Greenberg es aún más incómoda que las otras cintas de Baumbach. Y si es así es gracias a su protagónico. Ben Stiller interpreta a Roger Greenberg, un neurótico de la talla del personaje de Jeff Daniels en la plurinominada The Squid and the Whale, pero al que hay añadirle el temperamento de Nerón y la esquizofrenia de Gollum. Tras mudarse de vuelta a Los Ángeles para vivir en la casa de su hermano, Greenberg –recién dado de alta de un manicomio (o algo similar)– entabla una relación con Florence, una monógama frustrada de 25 años interpretada por la sutilísima Greta Gerwig. Y desde la primera “cita”, Baumbach le da rienda suelta al guionista malévolo que lleva dentro: cada secuencia esconde una vuelta de tuerca, un instante desagradable, un silencio espeso, un momento de neurosis inexplicable en el que Greenberg enloquece y desbarata al que tiene enfrente.
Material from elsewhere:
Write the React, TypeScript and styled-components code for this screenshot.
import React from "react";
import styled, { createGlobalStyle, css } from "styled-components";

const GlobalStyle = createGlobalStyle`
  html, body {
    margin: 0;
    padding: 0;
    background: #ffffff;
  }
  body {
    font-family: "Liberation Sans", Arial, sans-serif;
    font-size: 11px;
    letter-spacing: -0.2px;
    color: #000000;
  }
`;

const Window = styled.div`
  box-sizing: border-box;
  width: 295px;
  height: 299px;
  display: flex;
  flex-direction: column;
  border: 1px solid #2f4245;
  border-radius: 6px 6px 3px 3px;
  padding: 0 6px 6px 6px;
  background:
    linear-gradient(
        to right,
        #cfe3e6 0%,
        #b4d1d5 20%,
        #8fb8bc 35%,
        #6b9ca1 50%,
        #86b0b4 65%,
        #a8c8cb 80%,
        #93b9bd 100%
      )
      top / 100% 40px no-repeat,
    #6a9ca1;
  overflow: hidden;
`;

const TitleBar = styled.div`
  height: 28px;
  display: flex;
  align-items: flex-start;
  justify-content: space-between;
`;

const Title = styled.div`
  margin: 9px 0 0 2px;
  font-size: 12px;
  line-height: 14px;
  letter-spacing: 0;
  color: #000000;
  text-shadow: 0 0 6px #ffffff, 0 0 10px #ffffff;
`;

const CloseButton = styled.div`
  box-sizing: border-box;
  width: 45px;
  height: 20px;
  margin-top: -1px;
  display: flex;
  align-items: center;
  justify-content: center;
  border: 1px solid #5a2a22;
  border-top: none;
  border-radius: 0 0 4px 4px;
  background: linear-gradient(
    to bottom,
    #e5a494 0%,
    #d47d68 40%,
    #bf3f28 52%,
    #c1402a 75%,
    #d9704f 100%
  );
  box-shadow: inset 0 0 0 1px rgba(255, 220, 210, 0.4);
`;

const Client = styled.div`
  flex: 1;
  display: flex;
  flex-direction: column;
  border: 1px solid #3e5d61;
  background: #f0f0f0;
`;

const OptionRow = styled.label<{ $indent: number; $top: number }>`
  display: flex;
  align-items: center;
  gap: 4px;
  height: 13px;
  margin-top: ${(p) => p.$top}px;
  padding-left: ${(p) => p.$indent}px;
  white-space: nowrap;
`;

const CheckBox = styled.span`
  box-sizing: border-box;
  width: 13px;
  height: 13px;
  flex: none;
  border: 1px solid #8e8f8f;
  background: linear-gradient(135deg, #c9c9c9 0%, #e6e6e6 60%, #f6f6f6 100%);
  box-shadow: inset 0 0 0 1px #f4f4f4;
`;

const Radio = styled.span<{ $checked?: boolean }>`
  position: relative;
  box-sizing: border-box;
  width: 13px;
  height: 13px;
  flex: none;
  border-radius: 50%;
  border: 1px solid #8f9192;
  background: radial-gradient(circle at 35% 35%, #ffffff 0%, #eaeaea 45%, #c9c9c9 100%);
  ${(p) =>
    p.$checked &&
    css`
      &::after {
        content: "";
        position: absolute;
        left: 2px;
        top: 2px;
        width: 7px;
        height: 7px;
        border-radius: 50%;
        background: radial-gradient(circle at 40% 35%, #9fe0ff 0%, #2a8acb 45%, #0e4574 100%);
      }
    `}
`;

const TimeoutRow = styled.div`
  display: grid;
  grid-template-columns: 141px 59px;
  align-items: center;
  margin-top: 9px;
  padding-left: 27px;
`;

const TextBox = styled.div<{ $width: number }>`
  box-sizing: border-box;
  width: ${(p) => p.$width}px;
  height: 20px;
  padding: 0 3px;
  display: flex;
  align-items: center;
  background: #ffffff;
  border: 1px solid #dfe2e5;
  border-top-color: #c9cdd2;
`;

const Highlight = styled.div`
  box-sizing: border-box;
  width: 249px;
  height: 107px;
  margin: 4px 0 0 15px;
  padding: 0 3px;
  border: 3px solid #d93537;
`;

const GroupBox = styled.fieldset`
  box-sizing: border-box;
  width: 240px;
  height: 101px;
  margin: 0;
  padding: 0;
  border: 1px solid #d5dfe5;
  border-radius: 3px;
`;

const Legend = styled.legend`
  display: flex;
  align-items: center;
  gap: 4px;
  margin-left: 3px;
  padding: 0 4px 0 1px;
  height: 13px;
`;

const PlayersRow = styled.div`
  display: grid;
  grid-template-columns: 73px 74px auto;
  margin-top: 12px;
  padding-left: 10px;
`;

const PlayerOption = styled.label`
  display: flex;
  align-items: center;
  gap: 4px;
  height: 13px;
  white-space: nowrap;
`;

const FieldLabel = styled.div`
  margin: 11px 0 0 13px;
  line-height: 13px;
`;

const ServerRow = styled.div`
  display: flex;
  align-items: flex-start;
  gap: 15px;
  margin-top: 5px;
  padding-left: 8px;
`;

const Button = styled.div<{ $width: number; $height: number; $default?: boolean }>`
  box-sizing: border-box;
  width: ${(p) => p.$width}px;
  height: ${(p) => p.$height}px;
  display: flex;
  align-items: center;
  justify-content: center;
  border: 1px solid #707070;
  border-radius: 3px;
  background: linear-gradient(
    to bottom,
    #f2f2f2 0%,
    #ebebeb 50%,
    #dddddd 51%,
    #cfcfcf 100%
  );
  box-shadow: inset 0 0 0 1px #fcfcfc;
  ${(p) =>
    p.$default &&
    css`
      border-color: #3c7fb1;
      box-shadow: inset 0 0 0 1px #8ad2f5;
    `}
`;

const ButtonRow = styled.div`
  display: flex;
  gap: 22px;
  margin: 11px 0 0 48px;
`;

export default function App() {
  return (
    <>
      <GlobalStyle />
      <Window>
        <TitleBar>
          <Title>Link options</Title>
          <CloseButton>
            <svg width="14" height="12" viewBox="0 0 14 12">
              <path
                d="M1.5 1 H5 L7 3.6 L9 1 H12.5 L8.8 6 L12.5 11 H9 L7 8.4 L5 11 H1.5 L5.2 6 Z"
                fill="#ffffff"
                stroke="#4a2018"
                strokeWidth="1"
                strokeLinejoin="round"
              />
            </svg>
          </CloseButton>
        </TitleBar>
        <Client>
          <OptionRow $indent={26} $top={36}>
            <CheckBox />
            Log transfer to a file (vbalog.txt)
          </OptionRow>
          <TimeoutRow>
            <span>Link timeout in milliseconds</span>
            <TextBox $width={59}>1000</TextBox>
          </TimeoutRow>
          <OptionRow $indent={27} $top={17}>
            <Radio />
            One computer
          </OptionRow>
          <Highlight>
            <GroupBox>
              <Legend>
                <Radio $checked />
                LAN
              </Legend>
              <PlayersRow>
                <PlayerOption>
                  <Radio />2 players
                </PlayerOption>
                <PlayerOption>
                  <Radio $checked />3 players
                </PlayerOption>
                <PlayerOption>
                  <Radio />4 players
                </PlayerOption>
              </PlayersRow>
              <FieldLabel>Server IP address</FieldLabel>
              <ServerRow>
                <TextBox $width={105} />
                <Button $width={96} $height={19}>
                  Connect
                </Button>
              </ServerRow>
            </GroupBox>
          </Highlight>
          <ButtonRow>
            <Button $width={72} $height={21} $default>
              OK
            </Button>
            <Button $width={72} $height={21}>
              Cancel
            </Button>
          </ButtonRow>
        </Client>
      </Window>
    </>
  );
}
Hay algo innegablemente satisfactorio en ver el talento de Baumbach desenvolverse en pantalla. A pesar de que no es ningún estilista –sus cintas son coherentes estéticamente, pero parcas–, este director neoyorquino sabe que su fuerte está en los diálogos, en esa habilidad sin paralelo que tiene para hacer que las secuencias cambien de tesitura de un segundo a otro. Sin embargo, hasta el mejor truco cansa al verlo por enésima vez. Después de veinte secuencias al hilo en las que Greenberg hace pedazos a Florence no nos queda más que esperar exactamente el mismo resultado en la siguiente secuencia. Que inexplicablemente se lleva a cabo, a pesar de que cualquier otro personaje en cualquier otra cinta habría dejado de buscar a un personaje como Roger desde el primer insulto.
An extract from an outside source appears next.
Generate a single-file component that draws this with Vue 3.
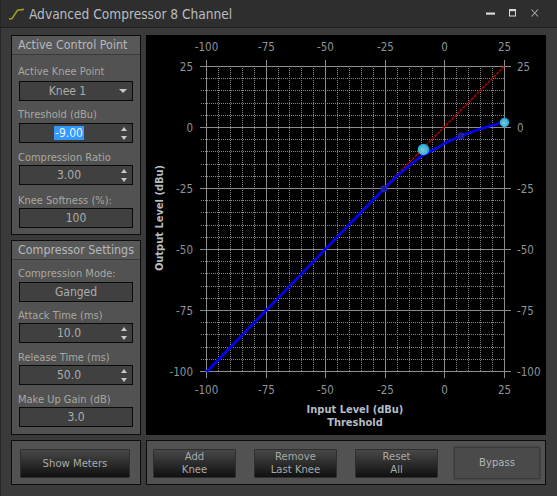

Y el mayor problema de Greenberg reside precisamente en esa problemática: en lo que esperamos como audiencia. Como si fuera más un high roller en Las Vegas que un director, Baumbach juega dos o tres manos más de las necesarias, empujando a su personaje hacia el terreno de lo irredimible. El resultado es que no esperamos –ni queremos– que termine quedándose con Florence (que, para estas alturas, nos importa más que el autómata de Greenberg). Pero Baumbach no prevé esta posibilidad. A diferencia de The Squid and the Whale, en donde el tono de la cinta jamás se le escapa ni un ápice de las manos, esta cinta da la impresión de haber sido orquestada por un director que no conoce los elementos que está metiendo a la mezcla. Greenberg se siente como una historia mucho más dura de lo que su director supuso que sería. Y ni diez mensajes telefónicos como el del final, ni todas las canciones dignas de una película de Spike Jonze que Baumbach inserta para endulzar su agrio producto, pueden suavizar el corazón sádico de Greenberg: un hueso muy, muy duro de roer.